Sam sent me an article reporting on a study that found that the farther a marathon is behind you, the less you remember the pain. Entitled “That Marathon Was More Painful Than You Remember,” the article reports that runners have short term memory:
A new study published in the journal Memory may explain how limping runners in the finisher’s chute go from “never again” to “sign me up!” The author, Przemyslaw Babel, polled 62 runners in Poland on their perceived pain level immediately after finishing a marathon. He then split the participants into two groups, asking 32 participants the same question three months later, and 30 participants six months later.
The findings show the more time that’s passed after a marathon, the less pain runners remember feeling.
“The major finding of this study is that pain induced by running a marathon is not remembered accurately,” the study says.
I’m not six months out from the Mississauga Marathon, which wasn’t exactly painful but was most certainly a grueling ordeal that I’m not keen to repeat. See my report on how I suffered through it here.
But I’m already re-writing history where Around the Bay is concerned. That too was a tough slog, yet the other day I told someone it had been “fun.” Not so according to my race report.
But back to the marathon. So far I have had no desire to sign up for another one. Rest and recovery have been high up on my list of priorities for the past week. Often I just gesture at post-event rest or do it because I’m supposed to. But post-marathon, I really needed it.
The marathon recovery week last week coincided with one of the biggest changes of my life in recent years: Renald retired and left town to go live out his dream of full-time cruising on our new sailboat.

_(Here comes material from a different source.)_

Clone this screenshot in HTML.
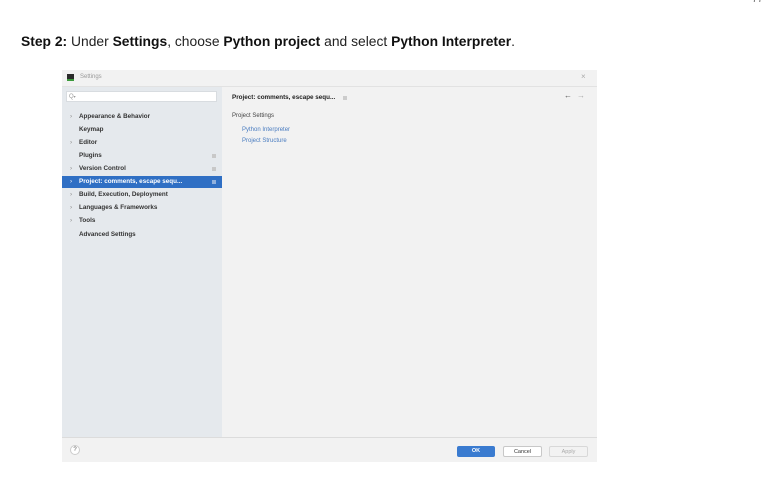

He’s not gone for a few weeks or months. He has literally moved away from London, Ontario and is at the moment somewhere between George Town in the Bahamas and Annapolis, Maryland. More specifically, the last coordinates reported to me a couple of hours ago had him and the two friends doing this leg with him at N34.22 W75.35, making good progress now that they no longer need to worry about the unusually early tropical storm Ana.
Marathons are emotionally draining anyway. Add to that your partner leaving (even if it’s for an exciting adventure), and it makes for a weepy, exhausting week. So that’s what I had last week.
I don’t know what a good recovery plan looks like other than that it involves cross-training. I had a short easy swim the day after to “kick out my legs” as Gabbi, my coach, put it. Then with Renald about to leave and me being too tired anyway, I skipped my regular swim session on Tuesday. I drove him to the aiport shuttle bus at 1 a.m. on Wednesday morning. When I got home I tossed and turned and cried a bit. I probably had about 3 hours of sleep that night. So far, the rest part of “rest and recovery” from the marathon wasn’t going all that well.
We had great weather but I couldn’t even contemplate pedaling my bike, so I didn’t even cycle to work that day. Sam and I met up to do some writing that morning. She urged me to go home after lunch, which I begrudgingly did. There would be no working out after the nap.
Then I went on a little road trip and Gabbi gave me the go-ahead to take an easy 30 minutes along the Rideau Canal in Ottawa. It felt good to have permission to go slow — I’m slow anyway, and yes, I can go even slower! I did quite a bit of walking in Ottawa and my feet and legs hurt in a way that they normally wouldn’t. Marathon legs still, almost a week later? Maybe.
I finally had a decent night of sleep on Saturday and then again on Sunday. That’s what my marathon recovery program has looked like so far.
It’s given me a lot of time to reflect, and I’m leaning towards not feeling all that keen to do it again. It’s pretty much sealed the deal on my never ever even contemplating a full distance triathlon (Ironman). And it’s made me really happy with the half marathon and Olympic distance triathlons. In other words, my happy place is between 2 and 4 hours. After that, not so much.
The other thing that’s weighing negatively for me is how disruptive marathon training is to a regular training schedule, especially when you’re trying to fit in other things. First of all, you’ve got that darned taper week where you feel like you’re hardly doing anything.
Then it’s race day — a draining adventure of its own. And the next thing you know you’re in your rest and recovery period, which on some plans spans four weeks.
This article by Jeff Guadette on “The Importance of Recovery after a Marathon” says,
One of the biggest mistakes marathon runners make is not taking enough recovery time after finishing the race. After 26.2 miles of hard running, and the months of dedicated training that went into that effort, the body needs a break.
It’s not hard to persuade a runner that a marathon is difficult on the body. However, it’s quite another to convince the same runner that taking 7 to 10 days off to rest up and recover from their effort won’t hurt their fitness.
Most coaches and elite runners suggest you should take off one week off after a marathon, with a few very light jogs or even easy walks if you get too antsy. After a week off, training should be very light for two weeks post-race. It might sound like you would be holding yourself back by being so cautious, but your long-term progression will actually benefit as you allow your body to recover and get fully rested for your next training segment.